→ Task details: Check every line in the records below for the word "this" and report how many have it, nothing more.

[Code that builds pages]
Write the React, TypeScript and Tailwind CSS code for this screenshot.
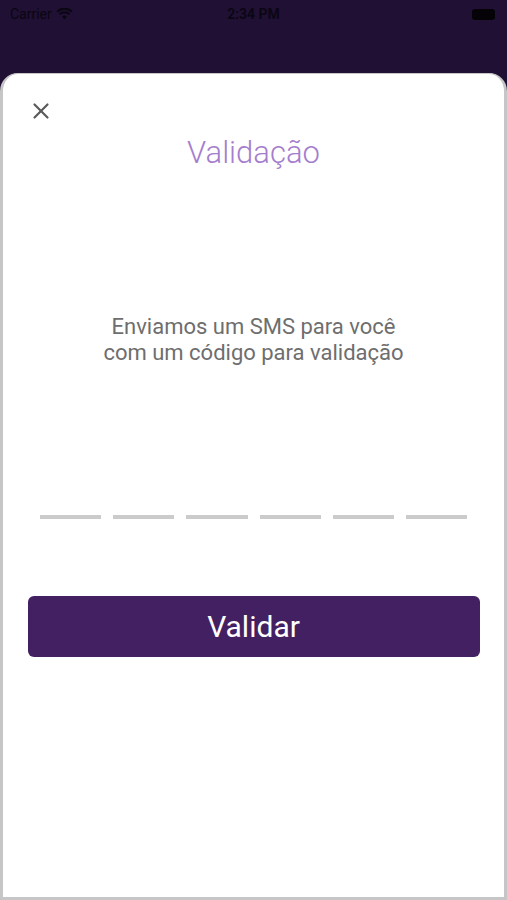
import { X } from 'lucide-react';

const DIGITS = [0, 1, 2, 3, 4, 5];

export default function App() {
  return (
    <div className="w-[507px] h-[900px] bg-[#1f1034] flex flex-col overflow-hidden" style={{ fontFamily: 'Roboto, "Liberation Sans", sans-serif' }}>
      {/* Status bar */}
      <div className="h-[28px] flex items-center justify-between px-[10px] text-[#0a0612] text-[14px]">
        <div className="flex items-center gap-1 w-[120px]">
          <span>Carrier</span>
          <svg width="17" height="12" viewBox="0 0 17 12">
            <path d="M8.5 11.5 L6 8.6 A3.6 3.6 0 0 1 11 8.6 Z" fill="#0a0612" />
            <path d="M3.6 6.2 A7 7 0 0 1 13.4 6.2" stroke="#0a0612" strokeWidth="2" fill="none" />
            <path d="M1.2 3.6 A10.5 10.5 0 0 1 15.8 3.6" stroke="#0a0612" strokeWidth="2" fill="none" />
          </svg>
        </div>
        <span className="font-semibold">2:34 PM</span>
        <div className="w-[120px] flex justify-end pr-[2px]">
          <div className="w-[23px] h-[11px] rounded-[3px] bg-[#050308]" />
        </div>
      </div>

      {/* Sheet */}
      <div className="mt-[45px] flex-1 bg-white rounded-t-[18px] border-x-[3px] border-b-[3px] border-t border-[#c6c6c6] flex flex-col items-center">
        <div className="w-full pl-[25px] pt-[24px] h-[52px]">
          <X className="w-[26px] h-[26px] text-[#5a5a5a]" strokeWidth={2} />
        </div>
        <h1 className="text-[31px] font-light text-[#a57dcd] leading-none mt-[11px]">Validação</h1>

        <p className="mt-[146px] text-[22px] leading-[26px] text-[#6e6e6e] text-center">
          Enviamos um SMS para você
          <br />
          com um código para validação
        </p>

        <div className="mt-[149px] w-full px-[37px] flex gap-[12px]">
          {DIGITS.map(i => (
            <div key={i} className="flex-1 h-[4px] bg-[#cbcbcb]" />
          ))}
        </div>

        <button className="mt-[77px] w-[452px] h-[61px] rounded-[6px] bg-[#432062] text-white text-[30px]">
          Validar
        </button>
      </div>
    </div>
  );
}
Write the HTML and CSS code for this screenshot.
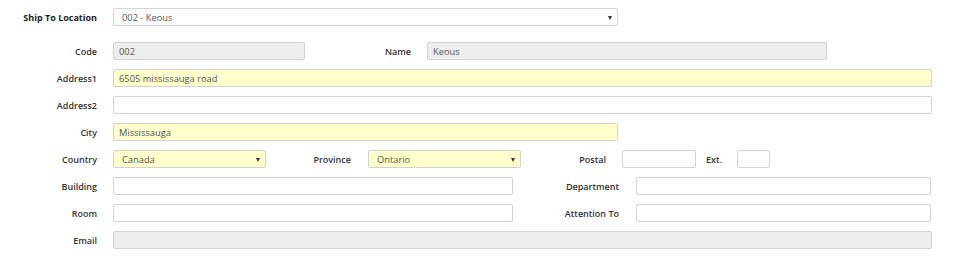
FILE: index.html
```html
<!DOCTYPE html>
<html lang="en">
<head>
    <meta charset="UTF-8">
    <title>Ship To Location</title>
    <link rel="stylesheet" href="styles.css">
</head>
<body>
    <div class="form">
        <div class="row ship-row">
            <label class="lbl lbl-main lbl-ship">Ship To Location</label>
            <div class="field select w-city">002 - Keous<span class="arrow"></span></div>
        </div>
        <div class="row">
            <label class="lbl lbl-main">Code</label>
            <div class="field disabled w-code">002</div>
            <label class="lbl lbl-name">Name</label>
            <div class="field disabled w-name">Keous</div>
        </div>
        <div class="row">
            <label class="lbl lbl-main">Address1</label>
            <div class="field required w-full">6505 mississauga road</div>
        </div>
        <div class="row">
            <label class="lbl lbl-main">Address2</label>
            <div class="field w-full"></div>
        </div>
        <div class="row">
            <label class="lbl lbl-main">City</label>
            <div class="field required w-city">Mississauga</div>
        </div>
        <div class="row">
            <label class="lbl lbl-main">Country</label>
            <div class="field select required w-small">Canada<span class="arrow"></span></div>
            <label class="lbl lbl-prov">Province</label>
            <div class="field select required w-small">Ontario<span class="arrow"></span></div>
            <label class="lbl lbl-postal">Postal</label>
            <div class="field w-postal"></div>
            <label class="lbl lbl-ext">Ext.</label>
            <div class="field w-ext"></div>
        </div>
        <div class="row">
            <label class="lbl lbl-main">Building</label>
            <div class="field w-half"></div>
            <label class="lbl lbl-dept">Department</label>
            <div class="field w-right"></div>
        </div>
        <div class="row">
            <label class="lbl lbl-main">Room</label>
            <div class="field w-half"></div>
            <label class="lbl lbl-dept">Attention To</label>
            <div class="field w-right"></div>
        </div>
        <div class="row">
            <label class="lbl lbl-main">Email</label>
            <div class="field disabled w-full"></div>
        </div>
    </div>
</body>
</html>
```

FILE: styles.css
```css
body {
    margin: 0;
    font-family: "Open Sans", Arial, sans-serif;
    font-size: 9px;
    color: #333;
    background: #fff;
}
.form {
    padding-top: 8px;
}
.row {
    display: flex;
    align-items: center;
    height: 18px;
    margin-bottom: 9px;
}
.ship-row {
    margin-bottom: 16px;
}
.lbl {
    flex: none;
    text-align: right;
    font-weight: 600;
    color: #333;
    margin-right: 16px;
}
.lbl-main { width: 97px; }
.lbl-ship { font-weight: 700; color: #222; }
.lbl-name { width: 106px; }
.lbl-prov { width: 85px; margin-right: 17px; }
.lbl-postal { width: 85px; }
.lbl-ext { width: 26px; margin-right: 15px; }
.lbl-dept { width: 106px; margin-right: 17px; }

.field {
    flex: none;
    box-sizing: border-box;
    height: 18px;
    line-height: 17px;
    padding: 0 5px;
    border: 1px solid #d2d2d2;
    border-radius: 2px;
    background: #fff;
    color: #555;
    font-size: 9.3px;
    position: relative;
}
.field.disabled { background: #eee; }
.field.required { background: #ffffcc; }
.select { padding-left: 8px; }
.arrow {
    position: absolute;
    right: 5px;
    top: 7px;
    border-left: 2px solid transparent;
    border-right: 2px solid transparent;
    border-top: 4px solid #333;
}
.w-full { width: 819px; }
.w-city { width: 505px; }
.w-code { width: 192px; }
.w-name { width: 400px; }
.w-small { width: 153px; }
.w-postal { width: 74px; }
.w-ext { width: 33px; }
.w-half { width: 400px; }
.w-right { width: 295px; }
```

→ Exercise response: 2